Navistar International (NYSE:NAV) shares fell nearly 6.5 percent on Wednesday (July 17) after the head of Volkswagen’s (OTCPK:VWAGY) trucking group TRATON SE said it was “not interested” in a full acquisition of the Lisle, Illinois truck manufacturer.
TRATON CEO Andreas Renschler told the German newspaper Handelsblatt that owning 16.8 percent of Navistar’s stock and controlling two board seats is sufficient.
We are very satisfied with our partnership with Navistar as it is,” Renschler said. “To be honest, many takeovers – even in other industries – are unsuccessful.”
In 2018, Renschler said acquiring Navistar would be a “good idea.”
Navistar did not immediately respond to a request for comment on the report. Navistar’s stock closed at $31.43 on Wednesday. Shares are still up 16 percent since the start of the year.
Been here before
David Leiker, senior research analyst at Robert W. Baird & Co., said TRATON, formerly the Truck & Bus Group of Volkswagen, has made similar comments since paying $256 million in September 2016 for its stake in Navistar.
“In the past, comments suggesting a longer process for acquiring Navistar have created pullbacks in Navistar’s stock, and today is no different,” Leiker wrote in a note to investors. “We firmly believe TRATON will eventually acquire Navistar to maximize the synergies and financial returns from its investment.”
TRATON began trading on the Frankfurt Stock Exchange and Nasdaq Stockholm under the ticker 8TRA on June 28. That raised investor speculation that it would add Navistar to its MAN and Scania brands as it pursues Daimler AG (NASDAQ:DMLRY) and Volvo AB (NASDAQ:VLVLY) for global truck leadership.
TRATON’s core markets are Europe and South America. It reported revenue of 25.9 billion euros in 2018 with truck sales of 233,000 units. North America accounts for only 1.5 percent of TRATON’s vehicle deliveries. It has about 81,000 employees and 29 production and assembly facilities in 17 countries.

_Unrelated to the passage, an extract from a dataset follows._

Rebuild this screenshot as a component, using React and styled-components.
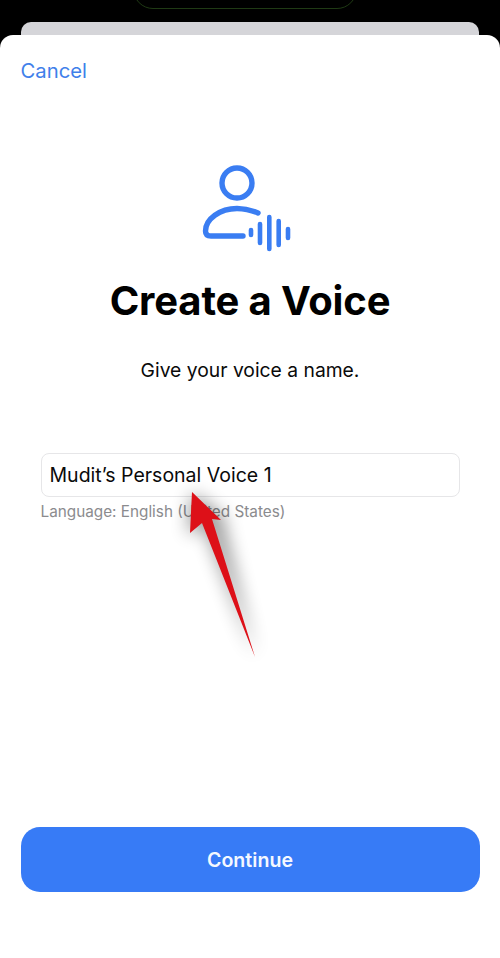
import React from "react";
import styled, { createGlobalStyle } from "styled-components";

const Global = createGlobalStyle`
  html, body { margin: 0; padding: 0; background: #000; }
  body { font-family: Inter, "Liberation Sans", sans-serif; }
`;

const Page = styled.div`
  position: relative;
  width: 500px;
  height: 958px;
  background: #000;
  overflow: hidden;
  display: flex;
  flex-direction: column;
`;

const TopArea = styled.div`
  height: 22px;
  flex: none;
  overflow: hidden;
  display: flex;
  justify-content: center;
`;

const Island = styled.div`
  width: 224px;
  height: 40px;
  flex: none;
  margin: -31px 10px 0 0;
  box-sizing: border-box;
  border: 1px solid #1f3a14;
  border-radius: 24px;
`;

const BackCard = styled.div`
  height: 13px;
  flex: none;
  margin: 0 21px;
  background: #d5d5d9;
  border-radius: 10px 10px 0 0;
`;

const Sheet = styled.main`
  flex: 1;
  background: #fff;
  border-radius: 13px 13px 0 0;
  display: flex;
  flex-direction: column;
  padding: 0 20.5px;
`;

const Cancel = styled.div`
  margin-top: 24px;
  font-size: 20.3px;
  line-height: 24px;
  color: #3f80ea;
`;

const IconWrap = styled.div`
  margin-top: 80px;
  height: 90px;
  display: flex;
  justify-content: center;
`;

const Title = styled.h1`
  margin: 24px 0 0;
  font-size: 40px;
  line-height: 48px;
  font-weight: 700;
  letter-spacing: -0.15px;
  text-align: center;
  color: #000;
`;

const Subtitle = styled.p`
  margin: 32px 0 0;
  font-size: 19.3px;
  line-height: 26px;
  text-align: center;
  color: #0a0a0a;
`;

const NameField = styled.div`
  margin: 70px 20px 0;
  height: 44px;
  box-sizing: border-box;
  border: 1px solid #e6e6e8;
  border-radius: 8px;
  display: flex;
  align-items: center;
  padding: 0 8px;
  font-size: 19.5px;
  color: #0a0a0a;
`;

const Hint = styled.div`
  margin: 5px 20px 0;
  font-size: 15.3px;
  line-height: 20px;
  color: #8b8b8e;
`;

const Button = styled.button`
  margin-top: auto;
  margin-bottom: 66px;
  height: 65px;
  border: none;
  border-radius: 19px;
  background: #377bf6;
  color: #f4f8ff;
  font-family: inherit;
  font-size: 19.6px;
  font-weight: 600;
`;

const Arrow = styled.svg`
  position: absolute;
  left: 130px;
  top: 450px;
  width: 180px;
  height: 250px;
  pointer-events: none;
`;

function VoiceIcon() {
  return (
    <svg width="100" height="90" viewBox="0 0 100 90" fill="none" stroke="#3a7df2" strokeLinecap="round">
      <circle cx="37" cy="20" r="15" strokeWidth="5.4" />
      <path d="M58 50 C51 47 44 45.5 37 45.5 C20 45.5 5.5 56 5.5 68 C5.5 71.5 7.5 73 11 73 H43" strokeWidth="5.4" />
      <path d="M51 67 V72 M60 61 V80 M69.3 54 V86 M78.7 58 V82 M88 66 V75" strokeWidth="4.6" />
    </svg>
  );
}

export default function App() {
  return (
    <Page>
      <Global />
      <TopArea><Island /></TopArea>
      <BackCard />
      <Sheet>
        <Cancel>Cancel</Cancel>
        <IconWrap><VoiceIcon /></IconWrap>
        <Title>Create a Voice</Title>
        <Subtitle>Give your voice a name.</Subtitle>
        <NameField>Mudit’s Personal Voice 1</NameField>
        <Hint>Language: English (United States)</Hint>
        <Button>Continue</Button>
      </Sheet>
      <Arrow viewBox="130 450 180 250">
        <defs>
          <filter id="arrowShadow" x="-80%" y="-30%" width="260%" height="160%">
            <feGaussianBlur stdDeviation="9" />
          </filter>
        </defs>
        <path d="M192 492 L188 535 L204 525 L255 657 L222 518 L230 522 Z" fill="#000" opacity="0.42" filter="url(#arrowShadow)" />
        <path d="M192 492 L190 533 L202 523 L255 657 L212 519 L221 520 Z" fill="#dd1018" />
      </Arrow>
    </Page>
  );
}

Navistar holds about 14 percent of the U.S. market for heavy- and medium-duty trucks. It generated $10.3 billion in revenue during its 2018 fiscal year ending in October 2018. Navistar’s $3.3 billion market cap is roughly one-quarter of TRATON’s value. The two collaborate on engine technology, the sale of engines and contract manufacturing.
TRATON formed a strategic partnership with Japan’s Hino Motors Ltd. (OTCMKTS: HINOF) in April 2018 to cooperate on conventional, hybrid and electric powertrains, connectivity and autonomous driving systems as well as purchasing and logistics. Toyota Motor Corp. (NYSE:TM) owns 50.1 percent of Hino.
TRATON’s investment came at a critical time for Navistar. Its market share had cratered because of the defective Maxxforce engine that cost billions in recalls and repairs and damaged the company’s reputation. Navistar recently set aside $158 million to cover a class action and other customer claims.
Since the alliance was formed, Navistar has also benefited from TRATON’s purchasing might. VW and Navistar said they anticipated five-year savings of $500 million from working together.
“The alliance with TRATON is reducing costs through the procurement joint venture and cost-effective access to next-generation technologies,” Navistar CEO Troy Clarke said on the company’s earnings call June 4.